Even with the department’s ranks swelling later this year when 12 new firefighters are scheduled to finish their Academy training, “we won’t get there, so the default action becomes closure [of a fire company]. … We’re working on borrowed time. We hope we can make progress between now and our next meeting [on Sept. 8].”

Although town CFO Shuaib Firozvi did not sit in on the closed session that followed, Santos said that council members and Town Administrator Michael Martello had been fully briefed at a prior closed session on possible scenarios the town could pursue.

Councilwoman Eileen Eckel, who chairs the Fire Committee, said that she and her colleagues “all have given this a lot of thought and consideration and none of us want to see a negative outcome, especially with the new people coming on. We hope we can find a way to keep things open and running.”

After the closed session, the mayor and council reconvened and opened the floor to union leaders.

Michael McCurrie, president of FMBA Local 18, representing the rank-and-file, said that his members should not have to give up their contractual right to O.T. simply because the department is short-handed. “Manpower is a product of management decisions,” he said.

In 2011, when firefighters were faced with the possibility of economic layoffs, both rank and file and superior officers’ unions accepted temporary replacement of O.T. with compensatory time and that outcome, he said, “is an injury that we didn’t cause. This town has been the recipient of lucrative concessions from Local 18 and Local 218 (which bargains for the officers).”

McCurrie said the mayor and council “knew that mass retirements were coming” and now, he said, “we’re below minimum manpower. A one-room fire wipes out our Fire Department [response] and if we have a brush fire, the whole town falls apart.”

And, McCurrie said, by accepting transitional aid from the state, the town has willingly taken on the state as a partner that must approve every new hire it wants to make, further tieing its hands.

Fire Capt.

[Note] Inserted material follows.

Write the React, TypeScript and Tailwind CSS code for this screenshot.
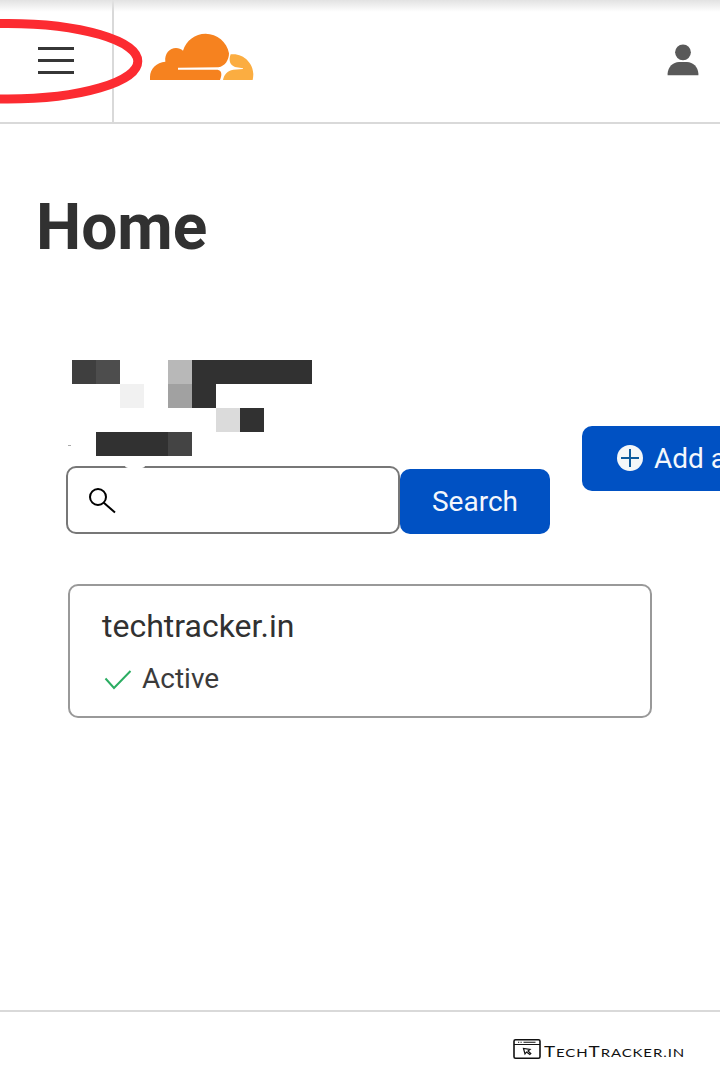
const MOSAIC: string[][] = [
  ["bg-[#3f3f3f]", "bg-[#4d4d4d]", "", "", "bg-[#b8b8b8]", "bg-[#313131]", "bg-[#313131]", "bg-[#313131]", "bg-[#313131]", "bg-[#313131]"],
  ["", "", "bg-[#f1f1f1]", "", "bg-[#a1a1a1]", "bg-[#313131]", "", "", "", ""],
  ["", "", "", "", "", "", "bg-[#dbdbdb]", "bg-[#313131]", "", ""],
  ["", "bg-[#313131]", "bg-[#313131]", "bg-[#313131]", "bg-[#444444]", "", "", "", "", ""],
];

function CloudLogo() {
  return (
    <svg viewBox="444 96 321 150" className="h-[50px] w-[107px]" aria-label="Cloudflare">
      <path
        fill="#f6821f"
        d="M450 240V231C450 206 470 187 496 185C493 161 509 144 528 144C536 144 543 147 549 152C559 121 585 101 617 101C651 101 681 126 687 160C687 180 675 199 655 202L534 203V209L653 209C662 211 664 216 664 223C664 230 662 235 660 240Z"
      />
      <path
        fill="#fbad41"
        d="M692 163C730 158 760 190 760 222C760 229 759 235 758 240H669C672 224 682 212 700 209L729 207V205L705 201C690 195 685 182 692 163Z"
      />
    </svg>
  );
}

function Header() {
  return (
    <header className="relative flex h-[124px] shrink-0 border-b-2 border-[#d9d9d9]">
      <div className="absolute inset-x-0 top-0 h-3 bg-linear-to-b from-[#e2e2e2] to-transparent" />
      <button className="flex w-[114px] items-center border-r-2 border-[#d9d9d9] pl-[38px]" aria-label="Menu">
        <span className="flex flex-col gap-[9px] pb-0.5">
          <span className="h-[3px] w-9 bg-[#363636]" />
          <span className="h-[3px] w-9 bg-[#363636]" />
          <span className="h-[3px] w-9 bg-[#363636]" />
        </span>
      </button>
      <div className="flex flex-1 items-start justify-between pr-[21px] pl-[34px]">
        <div className="pt-8">
          <CloudLogo />
        </div>
        <svg viewBox="0 0 32 32" className="mt-11 size-8" fill="#595959">
          <circle cx="16" cy="8.3" r="7.9" />
          <path d="M.6 31.3V29.500C1 23 6 18 12 18H20C26 18 31 23 31.400 29.500V31.300Z" />
        </svg>
      </div>
      <svg viewBox="0 0 150 110" className="absolute top-0 left-0 h-[110px] w-[150px]" fill="none">
        <ellipse cx="8" cy="61.200" rx="129.800" ry="37.800" stroke="#fc2b31" strokeWidth="9" />
      </svg>
    </header>
  );
}

export default function App() {
  return (
    <div className="flex h-[1083px] w-[720px] flex-col overflow-hidden bg-white font-['Roboto',sans-serif] text-[#313131]">
      <Header />
      <main className="flex-1 overflow-hidden">
        <h1 className="pt-16 pl-9 text-[64px] leading-[80px] font-bold">Home</h1>
        <div className="mt-[92px] flex w-[900px] items-start pl-[66px]">
          <section className="w-[484px]">
            <div className="relative ml-1.5 grid w-60 grid-cols-10">
              {MOSAIC.flat().map((tone, i) => (
                <span key={i} className={`h-6 ${tone}`} />
              ))}
              <span className="absolute top-[85px] -left-1 h-px w-[3px] bg-[#aaaaaa]" />
            </div>
            <div className="mt-2.5 flex items-start">
              <div className="relative flex h-[68px] w-[334px] rounded-[10px] border-2 border-[#777777] pt-5 pl-5">
                <span className="absolute -top-[5px] left-[57px] h-1.5 w-5 rounded-[50%] bg-white" />
                <svg viewBox="0 0 30 30" className="size-[30px]" fill="none" stroke="#000" strokeWidth="2">
                  <circle cx="10" cy="9" r="8" />
                  <path d="M15.800 14.800L27 24.500" />
                </svg>
              </div>
              <button className="mt-[3px] h-[65px] w-[150px] rounded-[10px] bg-[#0051c3] text-[28px] text-[#f4f7fc]">Search</button>
            </div>
          </section>
          <button className="mt-[66px] ml-8 flex h-[65px] w-[220px] items-center gap-[11px] rounded-[10px] bg-[#0051c3] pl-[35px] text-[28px] text-[#f4f7fc]">
            <svg viewBox="0 0 26 26" className="mb-0.5 size-[26px]">
              <circle cx="13" cy="13" r="13" fill="#f4f7f8" />
              <path d="M4 13H22M13 4V22" stroke="#0d5b9c" strokeWidth="2" />
            </svg>
            <span className="whitespace-nowrap">Add a</span>
          </button>
        </div>
        <article className="mt-[50px] ml-[68px] h-[134px] w-[584px] rounded-[10px] border-2 border-[#999999] pt-5 pl-8">
          <h2 className="text-[32px] leading-10">techtracker.in</h2>
          <div className="mt-[13px] flex items-center gap-2.5 text-[28px] leading-10 text-[#3b3b3b]">
            <svg viewBox="0 0 30 30" className="size-[30px]" fill="none" stroke="#2bad62" strokeWidth="2">
              <path d="M3.500 14.500L12 24L28.500 7" />
            </svg>
            <span>Active</span>
          </div>
        </article>
      </main>
      <footer className="flex h-[73px] shrink-0 items-start border-t-2 border-[#d9d9d9] pt-[26px] pl-[513px]">
        <svg viewBox="0 0 28 22" className="h-[22px] w-7 shrink-0" fill="none" stroke="#111">
          <rect x="1" y="1.800" width="26" height="18.400" rx="1.500" strokeWidth="1.600" />
          <path d="M1 6.500H27" />
          <path d="M5 4.300H6.200M7.500 4.300H8.700M10.500 4.300H22.500" strokeWidth="1.100" />
          <path d="M10.500 10.500L12 16L13.500 14L16.800 16.500L17.800 15.500L15 13L17 11.500Z" strokeWidth="1.200" />
        </svg>
        <span className="ml-[3px] origin-left scale-x-[1.3] font-['Lato',sans-serif] text-[14.500px] leading-[27px] tracking-[0.7px] whitespace-nowrap text-[#111]">
          T<span className="text-[11.500px]">ECH</span>T<span className="text-[11.500px]">RACKER.IN</span>
        </span>
      </footer>
    </div>
  );
}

Kevin Donnelly, president of Local 218, said he learned about the O.T. crisis “two weeks ago, when we were approached to help with the issue.” He added that the union recommended strategies that, he said, would result in “substantial savings for this quarter,” but, “unfortunately, we couldn’t agree” with the town on implementing those suggestions.

“When you have to quantify everything by the dollar,” said Fire Chief Steven Dyl, “it’s very difficult. We had two multiple alarm fires in the last week, Dyl added, gesturing toward the firefighters in the audience, “and they’re giving in their all. The worst part is dealing with the pie [of municipal funds] and making it work. For the Town Council, that’s their threealarm fire – dealing with the dollar.”

The Observer later learned from the chief that the department incurred $5,504 in O.T. in connection with the fire at the meadows mulch plant and $5,400 in O.T. from another meadows fire behind the Gunnell Oval.

Recent Fire Department O.T. payments, made every two weeks, have been steadily decreasing, from the beginning of July to the end of August, dropping from $116,000 to $88,000, according to municipal records.

Santos said the town had budgeted $925,000 for Fire Department O.T. this year. Projections are that, “we can add $300,000 from breakage savings but we’ll still be short by about $275,000,” he said.

If the unions are willing to go along with a comp time proposal, which would run through year’s end, the town and the unions would sign a letter of agreement as a supplement to their existing contracts. Local 218’s contract runs through Dec. 31 and Local 18’s contract expires Dec. 31, 2016.

“We’re all going to work together,” said Dyl, “and we’re going to keep everyone safe.”